**WHAT YOU WILL DO**
Output all the data exactly. Pictures do not belong in the copy.

**DATA EXCERPT**
━━━

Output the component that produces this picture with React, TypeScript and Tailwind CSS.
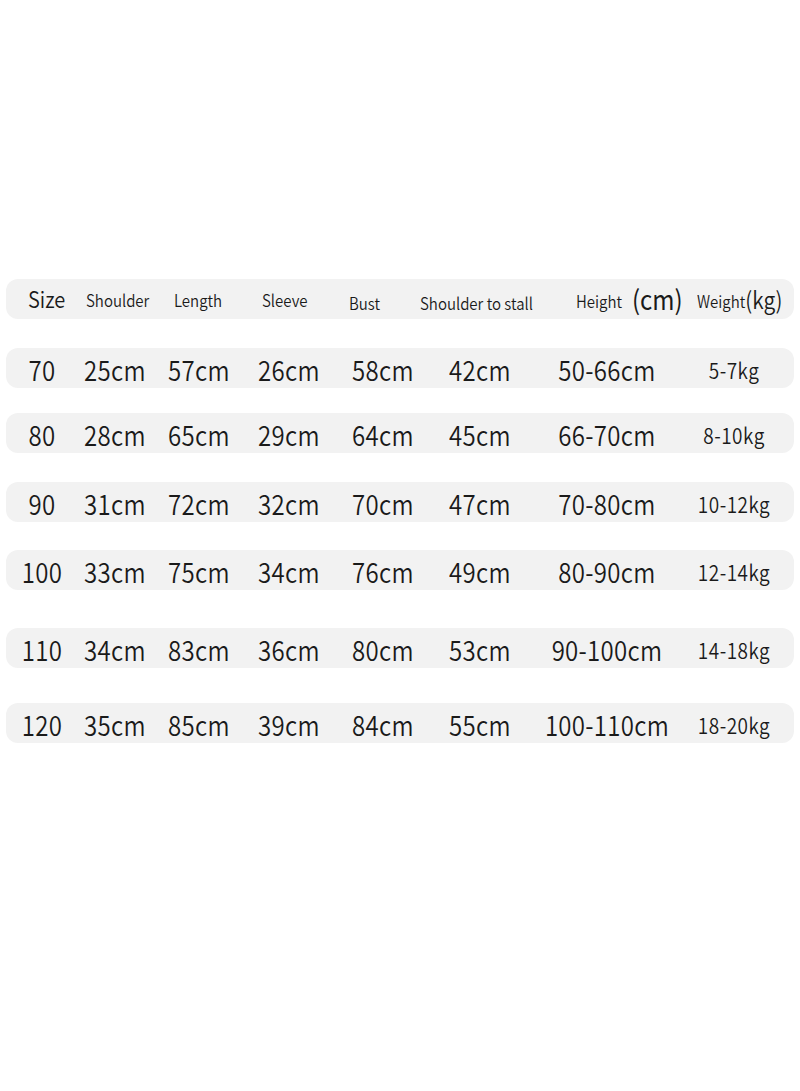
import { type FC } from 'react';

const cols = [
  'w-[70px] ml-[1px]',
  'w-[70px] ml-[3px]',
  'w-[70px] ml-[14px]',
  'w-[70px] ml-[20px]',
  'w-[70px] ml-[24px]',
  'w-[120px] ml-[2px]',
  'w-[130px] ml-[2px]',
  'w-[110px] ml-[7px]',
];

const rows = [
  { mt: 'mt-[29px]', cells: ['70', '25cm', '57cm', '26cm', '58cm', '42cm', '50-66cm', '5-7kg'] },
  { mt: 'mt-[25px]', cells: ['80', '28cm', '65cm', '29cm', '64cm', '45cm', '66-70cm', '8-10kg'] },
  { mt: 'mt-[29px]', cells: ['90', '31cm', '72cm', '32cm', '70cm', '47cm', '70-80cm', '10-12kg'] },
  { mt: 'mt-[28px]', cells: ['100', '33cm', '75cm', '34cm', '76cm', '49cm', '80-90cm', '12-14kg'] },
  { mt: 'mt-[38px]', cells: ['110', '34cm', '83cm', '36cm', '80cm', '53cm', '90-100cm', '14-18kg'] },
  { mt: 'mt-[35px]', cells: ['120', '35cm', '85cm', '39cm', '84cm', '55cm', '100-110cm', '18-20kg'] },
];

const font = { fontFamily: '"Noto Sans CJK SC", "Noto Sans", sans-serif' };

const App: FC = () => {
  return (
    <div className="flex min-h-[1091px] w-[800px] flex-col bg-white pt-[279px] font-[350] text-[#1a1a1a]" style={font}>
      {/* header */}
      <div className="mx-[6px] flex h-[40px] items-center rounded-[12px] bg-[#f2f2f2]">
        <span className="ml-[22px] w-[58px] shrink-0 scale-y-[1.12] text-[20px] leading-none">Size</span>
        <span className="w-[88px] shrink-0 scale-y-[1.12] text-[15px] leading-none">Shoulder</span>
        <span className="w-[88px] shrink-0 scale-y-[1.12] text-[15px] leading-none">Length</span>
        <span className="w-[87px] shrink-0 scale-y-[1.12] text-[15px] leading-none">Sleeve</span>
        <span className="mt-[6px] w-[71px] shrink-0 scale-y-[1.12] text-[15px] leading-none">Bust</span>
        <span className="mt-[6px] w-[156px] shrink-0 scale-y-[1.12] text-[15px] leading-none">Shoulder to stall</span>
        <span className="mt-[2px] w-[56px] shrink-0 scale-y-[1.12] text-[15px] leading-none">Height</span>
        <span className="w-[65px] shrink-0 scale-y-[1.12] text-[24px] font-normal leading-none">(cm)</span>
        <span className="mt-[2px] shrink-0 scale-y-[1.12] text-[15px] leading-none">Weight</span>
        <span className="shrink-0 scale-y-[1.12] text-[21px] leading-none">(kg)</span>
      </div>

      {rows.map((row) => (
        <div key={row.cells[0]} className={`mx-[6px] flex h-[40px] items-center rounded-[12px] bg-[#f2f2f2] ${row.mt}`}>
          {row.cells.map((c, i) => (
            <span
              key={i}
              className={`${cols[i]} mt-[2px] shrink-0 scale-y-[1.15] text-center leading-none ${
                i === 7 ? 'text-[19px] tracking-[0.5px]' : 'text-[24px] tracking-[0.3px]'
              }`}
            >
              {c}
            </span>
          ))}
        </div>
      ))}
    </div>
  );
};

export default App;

━━━

**IN RESPONSE**
Output the component that produces this picture with React, TypeScript and Tailwind CSS.
import { type FC } from 'react';

const cols = [
  'w-[70px] ml-[1px]',
  'w-[70px] ml-[3px]',
  'w-[70px] ml-[14px]',
  'w-[70px] ml-[20px]',
  'w-[70px] ml-[24px]',
  'w-[120px] ml-[2px]',
  'w-[130px] ml-[2px]',
  'w-[110px] ml-[7px]',
];

const rows = [
  { mt: 'mt-[29px]', cells: ['70', '25cm', '57cm', '26cm', '58cm', '42cm', '50-66cm', '5-7kg'] },
  { mt: 'mt-[25px]', cells: ['80', '28cm', '65cm', '29cm', '64cm', '45cm', '66-70cm', '8-10kg'] },
  { mt: 'mt-[29px]', cells: ['90', '31cm', '72cm', '32cm', '70cm', '47cm', '70-80cm', '10-12kg'] },
  { mt: 'mt-[28px]', cells: ['100', '33cm', '75cm', '34cm', '76cm', '49cm', '80-90cm', '12-14kg'] },
  { mt: 'mt-[38px]', cells: ['110', '34cm', '83cm', '36cm', '80cm', '53cm', '90-100cm', '14-18kg'] },
  { mt: 'mt-[35px]', cells: ['120', '35cm', '85cm', '39cm', '84cm', '55cm', '100-110cm', '18-20kg'] },
];

const font = { fontFamily: '"Noto Sans CJK SC", "Noto Sans", sans-serif' };

const App: FC = () => {
  return (
    <div className="flex min-h-[1091px] w-[800px] flex-col bg-white pt-[279px] font-[350] text-[#1a1a1a]" style={font}>
      {/* header */}
      <div className="mx-[6px] flex h-[40px] items-center rounded-[12px] bg-[#f2f2f2]">
        <span className="ml-[22px] w-[58px] shrink-0 scale-y-[1.12] text-[20px] leading-none">Size</span>
        <span className="w-[88px] shrink-0 scale-y-[1.12] text-[15px] leading-none">Shoulder</span>
        <span className="w-[88px] shrink-0 scale-y-[1.12] text-[15px] leading-none">Length</span>
        <span className="w-[87px] shrink-0 scale-y-[1.12] text-[15px] leading-none">Sleeve</span>
        <span className="mt-[6px] w-[71px] shrink-0 scale-y-[1.12] text-[15px] leading-none">Bust</span>
        <span className="mt-[6px] w-[156px] shrink-0 scale-y-[1.12] text-[15px] leading-none">Shoulder to stall</span>
        <span className="mt-[2px] w-[56px] shrink-0 scale-y-[1.12] text-[15px] leading-none">Height</span>
        <span className="w-[65px] shrink-0 scale-y-[1.12] text-[24px] font-normal leading-none">(cm)</span>
        <span className="mt-[2px] shrink-0 scale-y-[1.12] text-[15px] leading-none">Weight</span>
        <span className="shrink-0 scale-y-[1.12] text-[21px] leading-none">(kg)</span>
      </div>

      {rows.map((row) => (
        <div key={row.cells[0]} className={`mx-[6px] flex h-[40px] items-center rounded-[12px] bg-[#f2f2f2] ${row.mt}`}>
          {row.cells.map((c, i) => (
            <span
              key={i}
              className={`${cols[i]} mt-[2px] shrink-0 scale-y-[1.15] text-center leading-none ${
                i === 7 ? 'text-[19px] tracking-[0.5px]' : 'text-[24px] tracking-[0.3px]'
              }`}
            >
              {c}
            </span>
          ))}
        </div>
      ))}
    </div>
  );
};

export default App;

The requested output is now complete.